The same article mentions that Tony Blair and Colin Powell are at odds over what the U.S.-led occupation's exit strategy really is. Blair insists that the new government of Iraq will have the power to order foreign troops to leave the country, while Powell says troops will still be under U.S. command and will do whatever they need to protect themselves. The position that Iraq can order troops out of the country is not, however, mentioned in the new UN Resolution, although China, Russia, France and Germany have proposed changes to the resolution that will allow Iraq to do just that.
The normally complacent and cheerleading mainstream media has also turned against Bush's seeming assumption that anything the administration, or major agencies say about terrorism must be automatically assumed to be true. For months, I have been asking the question: Why is it that whenever this administration is in political trouble, the terror alert level increases, or some videotape is conveniently found, or, in general, the terror-talk rhetoric goes up? Well, this time, Reuters ain't buying it. According to Caroline Drees, Security Correspondent:
A vague new U.S. warning that al Qaeda may be planning a massive attack smacks of political back-covering and campaigning, not just a call for heightened vigilance, analysts and former government officials say. [...]One former national security official in the Bush administration told
Reuters: "This is more butt-covering than anything else."
Critics say the new threat warnings may also just be a ploy to shore up the president's job approval ratings or divert attention from the increasingly unpopular Iraq campaign.
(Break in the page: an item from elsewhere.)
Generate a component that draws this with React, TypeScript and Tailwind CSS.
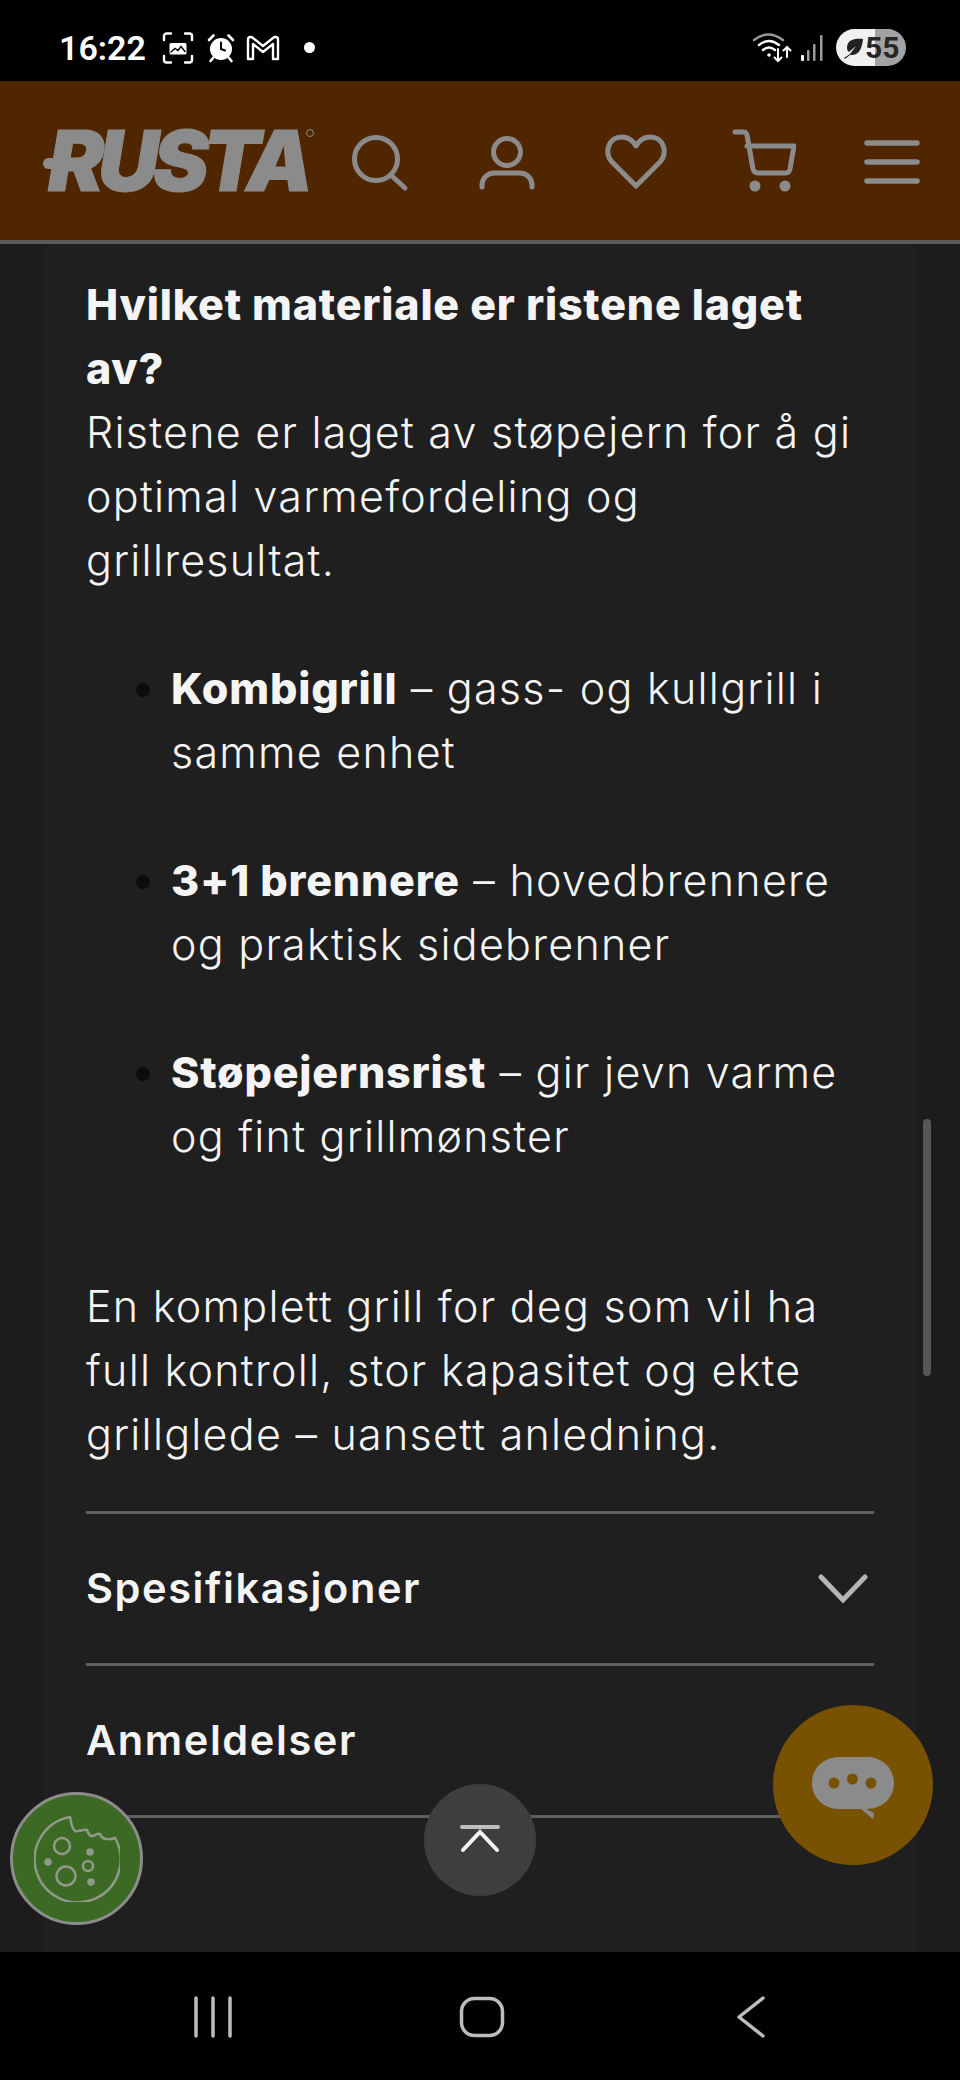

[...] But beyond urging citizens to be on their guard, officials failed to suggest what Americans should do to help mitigate the threat. They said the government had no plans to raise the terror threat level or announce new precautions, and gave no details on when, where or how it might occur.
[...]Some critical voices say the government may also be hoping the warnings could score political points on national security that could boost President Bush's flagging popularity ahead of the November elections.[...]One prominent terrorism expert, who would only speak on condition of
anonymity, said Bush may also be trying to staunch increasing criticism of the Iraq campaign by underlining the link in the public's mind between Iraq and security at home. "The president is running as a war president, so the timing is
interesting," he said, pointing to a speech by Bush on Monday that made frequent references to terrorist threats. "I wonder if there's not a connection to the president's speech when he
mentioned terrorism 18 times in the context of Iraq. Isn't this a very convenient way of linking back to the United States that Iraq is part of the broader war on terrorism?" he said.
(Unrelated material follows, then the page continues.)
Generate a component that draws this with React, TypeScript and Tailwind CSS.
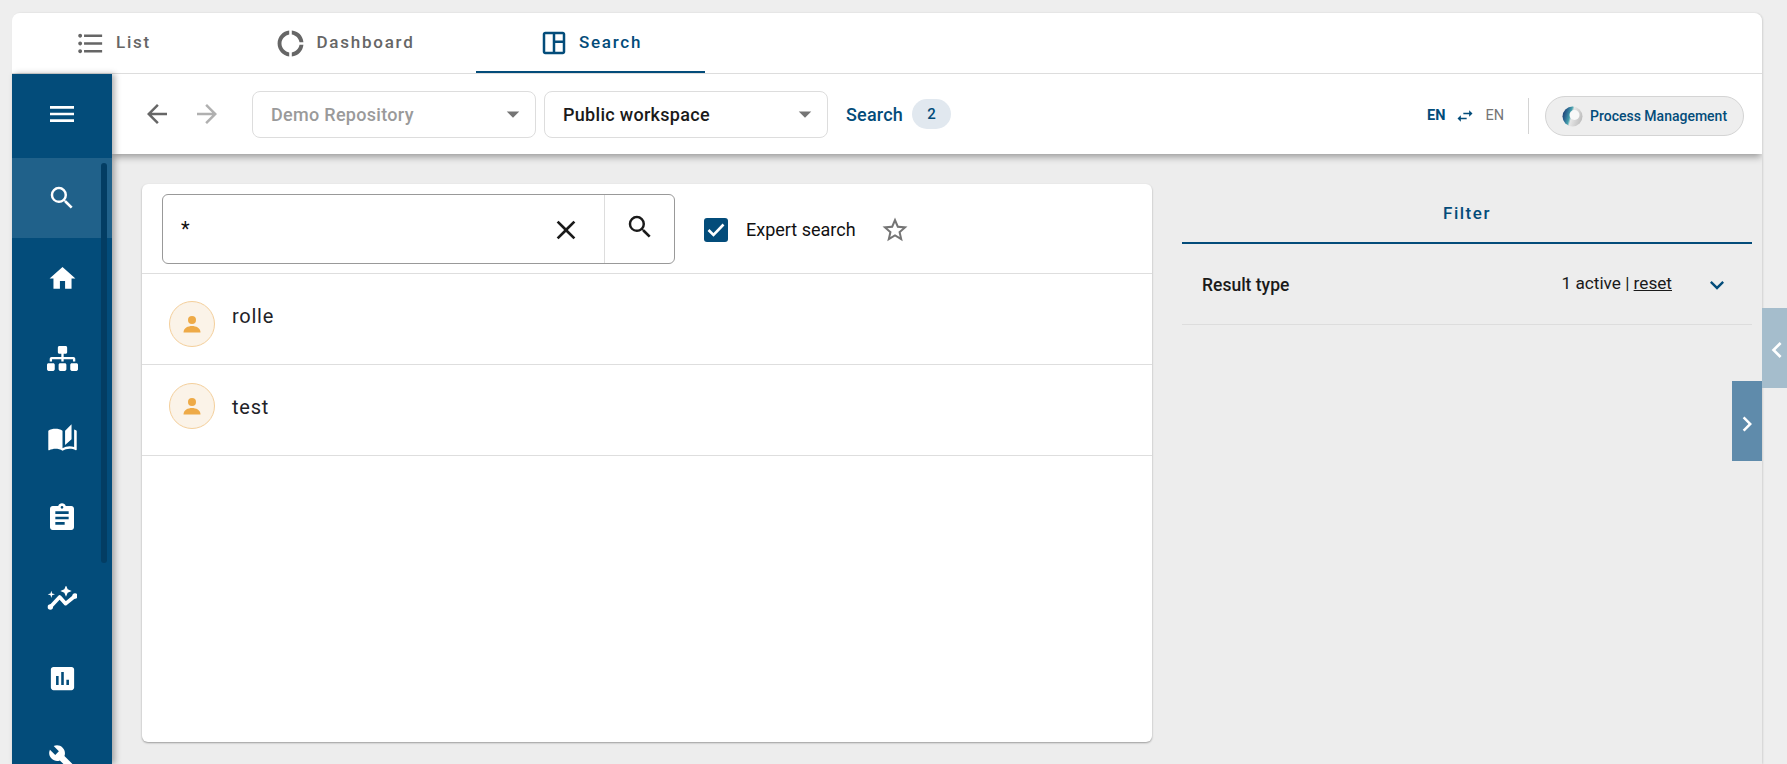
import React from "react";
import {
  MdMenu, MdSearch, MdHome, MdAutoStories, MdAssignment, MdAssessment, MdBuild,
  MdClose, MdArrowBack, MdArrowForward, MdFormatListBulleted, MdDonutLarge, MdOutlineSpaceDashboard,
  MdStarBorder, MdExpandMore, MdChevronLeft, MdChevronRight, MdArrowDropDown, MdSwapHoriz,
} from "react-icons/md";
import { FaSitemap } from "react-icons/fa";

function NavIcon({ children, active }: { children: React.ReactNode; active?: boolean }) {
  return (
    <div className={`h-20 w-full shrink-0 flex items-center justify-center text-white ${active ? "bg-[#20618a]" : ""}`}>
      {children}
    </div>
  );
}

function Tab({ icon, label, width, active }: { icon: React.ReactNode; label: string; width: string; active?: boolean }) {
  return (
    <div
      className={`${width} h-[60px] pt-[2px] flex items-center justify-center gap-[10px] text-[17px] font-medium tracking-[1.75px] border-b-[2px] ${
        active ? "text-[#034c7a] border-[#034c7a]" : "text-[#666666] border-transparent"
      }`}
    >
      {icon}
      <span>{label}</span>
    </div>
  );
}

function Select({ label, disabled }: { label: string; disabled?: boolean }) {
  return (
    <div className="w-[284px] h-[47px] flex items-center justify-between rounded-[8px] border border-[#dddddd] pl-[18px] pr-[7px]">
      <span className={`text-[18px] font-medium tracking-[0.3px] ${disabled ? "text-[#9a9a9a]" : "text-[#1a1a1a]"}`}>{label}</span>
      <MdArrowDropDown size={30} className="text-[#757575]" />
    </div>
  );
}

function Person() {
  return (
    <svg width="18" height="17" viewBox="0 0 18 17" fill="#eeaa47">
      <circle cx="9" cy="4" r="4" />
      <path d="M0.5 16.5 C0.5 12 5 10 9 10 C13 10 17.5 12 17.5 16.5 Z" />
    </svg>
  );
}

function Row({ label, avatarTop }: { label: string; avatarTop: string }) {
  return (
    <div className="h-[91px] border-b border-[#dedede] flex pl-[27px] relative">
      <div className={`${avatarTop} w-[46px] h-[46px] rounded-full bg-[#fbf3e8] border border-[#f4cf9b] flex items-center justify-center`}>
        <Person />
      </div>
      <span className="ml-[17px] mt-[28px] text-[20px] leading-[28px] tracking-[0.75px] text-[#1f2328]">{label}</span>
    </div>
  );
}

function Logo() {
  return (
    <svg width="21" height="21" viewBox="0 0 21 21">
      <defs>
        <linearGradient id="lg1" x1="0" y1="0.3" x2="1" y2="0.6">
          <stop offset="0" stopColor="#1f3f73" />
          <stop offset="0.22" stopColor="#2f6f96" />
          <stop offset="0.38" stopColor="#45a0ac" />
          <stop offset="0.48" stopColor="#e6e6e6" />
          <stop offset="1" stopColor="#bdbdbd" />
        </linearGradient>
      </defs>
      <circle cx="10.5" cy="10.5" r="10" fill="url(#lg1)" />
      <circle cx="12.5" cy="9" r="5" fill="#f8f8f8" />
    </svg>
  );
}

function Trend() {
  return (
    <svg width="30" height="24" viewBox="0 0 90 72" fill="white">
      <path d="M10 63 L38 33 L56 53 L84 30" fill="none" stroke="white" strokeWidth="11" strokeLinecap="round" strokeLinejoin="round" />
      <circle cx="10" cy="63" r="8" />
      <circle cx="84" cy="30" r="8" />
      <path d="M57 -2 L62 10 L74 15 L62 20 L57 32 L52 20 L40 15 L52 10 Z" />
      <path d="M13 14 L15.5 22.5 L24 25 L15.5 27.5 L13 36 L10.5 27.5 L2 25 L10.5 22.5 Z" />
    </svg>
  );
}

export default function App() {
  return (
    <div className="h-[764px] w-[1787px] bg-[#eeeeee] overflow-hidden relative font-['Roboto',sans-serif]">
      <div className="ml-3 mt-[13px] w-[1750px] h-[751px] flex flex-col bg-[#ededed] rounded-t-[8px] shadow-[1px_0_2px_rgba(0,0,0,0.12)]">
        {/* tabs */}
        <div className="h-[61px] shrink-0 bg-white rounded-t-[8px] border-b border-[#dddddd] flex">
          <Tab width="w-[202px]" label="List" icon={<MdFormatListBulleted size={31} />} />
          <Tab width="w-[262px]" label="Dashboard" icon={<MdDonutLarge size={31} />} />
          <Tab width="w-[229px]" label="Search" active icon={<MdOutlineSpaceDashboard size={30} />} />
        </div>

        <div className="flex-1 flex min-h-0">
          {/* sidebar */}
          <div className="w-[100px] shrink-0 bg-[#034c7a] flex flex-col relative z-20 shadow-[3px_0_6px_rgba(0,0,0,0.3)] overflow-hidden">
            <div className="h-[84px] shrink-0 pb-[4px] flex items-center justify-center text-white">
              <MdMenu size={32} />
            </div>
            <NavIcon active><MdSearch size={30} /></NavIcon>
            <NavIcon><MdHome size={31} /></NavIcon>
            <NavIcon><FaSitemap size={31} /></NavIcon>
            <NavIcon><MdAutoStories size={31} /></NavIcon>
            <NavIcon><MdAssignment size={32} /></NavIcon>
            <NavIcon><Trend /></NavIcon>
            <NavIcon><MdAssessment size={31} /></NavIcon>
            <NavIcon><MdBuild size={29} /></NavIcon>
            <div className="absolute left-[89px] top-[89px] w-[6px] h-[400px] rounded-full bg-[#033d63]" />
          </div>

          <div className="flex-1 flex flex-col min-w-0 overflow-hidden">
            {/* toolbar */}
            <div className="h-[80px] shrink-0 bg-white flex items-center relative z-10 shadow-[0_4px_7px_-1px_rgba(0,0,0,0.35)] pl-[30px] pr-[18px]">
              <MdArrowBack size={30} className="text-[#666666]" />
              <MdArrowForward size={30} className="ml-[20px] text-[#b0b0b0]" />
              <div className="ml-[30px] flex gap-2">
                <Select label="Demo Repository" disabled />
                <Select label="Public workspace" />
              </div>
              <span className="ml-[18px] text-[18px] font-medium text-[#034c7a] tracking-[0.2px]">Search</span>
              <span className="ml-[9px] w-[39px] h-[30px] rounded-full bg-[#e1e8ef] flex items-center justify-center text-[15px] font-medium text-[#034c7a]">2</span>
              <div className="ml-auto mt-[4px] flex items-center">
                <span className="text-[14.5px] font-bold text-[#034c7a]">EN</span>
                <MdSwapHoriz size={20} className="mx-[10px] text-[#034c7a]" />
                <span className="text-[14.5px] text-[#757575]">EN</span>
                <div className="ml-[24px] w-px h-[36px] bg-[#d4d4d4]" />
                <div className="ml-4 w-[199px] h-[40px] rounded-full bg-[#eeeeee] border border-[#d4d4d4] flex items-center pl-4 gap-[7px]">
                  <Logo />
                  <span className="text-[14px] font-medium text-[#034c7a] whitespace-nowrap">Process Management</span>
                </div>
              </div>
            </div>

            {/* content */}
            <div className="flex-1 flex pl-[30px] pt-[30px] pb-[22px] min-h-0">
              <div className="w-[1010px] bg-white rounded-[6px] shadow-[0_1px_2px_rgba(0,0,0,0.35)] flex flex-col">
                <div className="h-[90px] shrink-0 border-b border-[#dedede] flex items-start pt-[10px] pl-[20px]">
                  <div className="w-[513px] h-[70px] border border-[#999999] rounded-[6px] flex">
                    <div className="flex-1 flex items-center pl-[18px] pr-[22px] justify-between">
                      <span className="text-[20px] text-[#111111]">*</span>
                      <MdClose size={32} className="text-[#1a1a1a] mt-[1px]" />
                    </div>
                    <div className="w-[70px] border-l border-[#dddddd] flex items-center justify-center">
                      <MdSearch size={30} className="text-[#1a1a1a] -mt-1" />
                    </div>
                  </div>
                  <div className="ml-[29px] mt-[24px] w-[24px] h-[24px] rounded-[3px] bg-[#034c7a] flex items-center justify-center">
                    <svg width="18" height="14" viewBox="0 0 18 14" fill="none" stroke="white" strokeWidth="2.6">
                      <path d="M1.5 7 L6.5 12 L16.5 1.5" />
                    </svg>
                  </div>
                  <span className="ml-[18px] mt-[24px] text-[18px] leading-[23px] text-[#111111]">Expert search</span>
                  <MdStarBorder size={30} className="ml-[24px] mt-[21px] text-[#757575]" />
                </div>
                <Row label="rolle" avatarTop="mt-[27px]" />
                <Row label="test" avatarTop="mt-[18px]" />
              </div>

              <div className="ml-[30px] w-[570px]">
                <div className="border-b-2 border-[#034c7a] h-[60px] pt-[2px] flex items-center justify-center">
                  <span className="text-[17px] font-medium tracking-[1.5px] text-[#034c7a]">Filter</span>
                </div>
                <div className="h-[81px] pt-[2px] border-b border-[#dddddd] flex items-center pl-[20px] pr-[21px]">
                  <span className="text-[17.5px] font-medium text-[#1a1a1a]">Result type</span>
                  <span className="ml-auto text-[17.2px] text-[#1a1a1a] -mt-[2px]">
                    1 active | <span className="underline">reset</span>
                  </span>
                  <MdExpandMore size={28} className="ml-[31px] text-[#034c7a]" />
                </div>
              </div>
            </div>
          </div>
        </div>
      </div>

      {/* side handles */}
      <div className="absolute left-[1762px] top-[308px] w-[25px] h-[80px] pt-[4px] pl-[5px] bg-[#a5bdcc] flex items-center justify-center text-white">
        <MdChevronLeft size={32} className="shrink-0" />
      </div>
      <div className="absolute left-[1732px] top-[381px] w-[30px] h-[80px] pt-[6px] bg-[#5f8bab] flex items-center justify-center text-white">
        <MdChevronRight size={32} />
      </div>
    </div>
  );
}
Of course, we can delightedly add to this the Chalabi fiasco, wherein Ahmad Chalabi, the gangster-embezzler who, along with his faux Iraqi National Congress, had been championed by American neoconservatives, who goaded the U.S. into funding Chalabi and the I.N.C. in return for lies about Iraqi WMD and exaggerated speculations about a successful invasion of Iraq. Chalabi has now hopped on the anti-U.S. bandwagon, apparently incensed that he's lost his sugar daddy.
Is the house of cards falling down? Well, let me make two caveats here:
1. Islamo-fascism is certainly alive and well, and U.S. capitalism is its sworn enemy (ironic that Islamo-fascism is funded by Islamo-capitalists). Its preferred method is terrorism, a morally and politically bankrupt strategy that utilizes innocent life as a weapon in a much more brazen way than capitalism does. Terrorism is absurdly wrong on more levels than I could possibly cover here. It strengthens U.S. imperialism by turning public opinion against genuinely oppressed peoples (unlike millionaires like Bin Laden), and justifying repressive police-state measures. Each instance of terrorism, or even the ongoing threat of terrorism, undermines the creativity and revolutionary vision needed to transcend the dichotomy between corporate brutality and Islamo-fascism.
2. Some progressives are taking delight in Bush's plummeting approval ratings, as well as some surveys that show John Kerry leading Bush in the race for the U.S. presidency. But Kerry does not, in any meaningful sense, offer an alternative to Bush that would be optimal for the kind of world progressives want. He is not the "peace" candidate McGovern supposedly was. He would make U.S. intervention cleaner and less controversial by using the United Nations as a stalking horse for that wonderfully innocuous term, "U.S. interests." As one group puts it, better than I could:
The UN and its Security Council is only a space of bargaining between rival imperialisms using the smaller states as proxies and weapon to legitimate the aggression against an oppressed country. [...] The line proposed by pacifist organizers and sections of the Left [...] produces deadly illusions and adaptation to European, particularly French and German, imperialisms and to the "kitchen of the thieves", the UN, guilty already for a series of disasters from Korea, Cyprus and Congo to the Balkan wars in the 90s and Iraq itself.
So yeah, Kerry might be a little better on the environment, workers' rights, and a few other things (and I don't mean to trivialize those things), but fighting against war itself is going to require an independent course, one that rejects all extremism and manipulation by the powerful, all deployment of human beings for purposes in which they have no control. The fact that neither side makes it particularly easy to chart an independent course is no reason to reject the indisputable fact that such a course is necessary.
So where does this all cohere with Perle (and other former Bushies) attacking Bush, or Reuters calling B.S. on the administration's brilliantly-timed terror threats? Those battles, those revealed inconsistencies, can, with some germination and propagation, slowly whittle away confidence in ruling ideologies. We should celebrate news that Powell can't get along with the neocons, or that folks like Perle, and Richard Clarke, and others, leave the administration and then backbite. They aren't heroes (there are few heroes at that level of material power), but they are barometers. And there are more barometers every day.
Is cheering for Bush's misfortunes equivalent to cheering for the death of U.S. soldiers, or the triumph of backwards, medieval-minded terrorists? Of course not. That assumes the very dichotomy both sides insist we buy into. It means that Bush, who is quite possibly the worst of the worst among U.S. presidents, can hold us hostage, hold our common sense and critical thinking hostage, to a world that his cronies have been busy creating for the past thirty years. "You have to take sides sometimes," cry the shallow pragmatists. I do take a side. The side I take is the side of U.S. soldiers, Iraqi soldiers, and the men, women and children who are losing their lives because we live in a mean world, an uncreative world, a world where a few rich people make all the decisions, and where those decisions are increasingly brutal, violent, and short-sighted. There has got to be another way, and that way can only be found among those who yearn for empowerment and enlightenment. In the meantime, enjoy how the fearless leaders stumble and fall.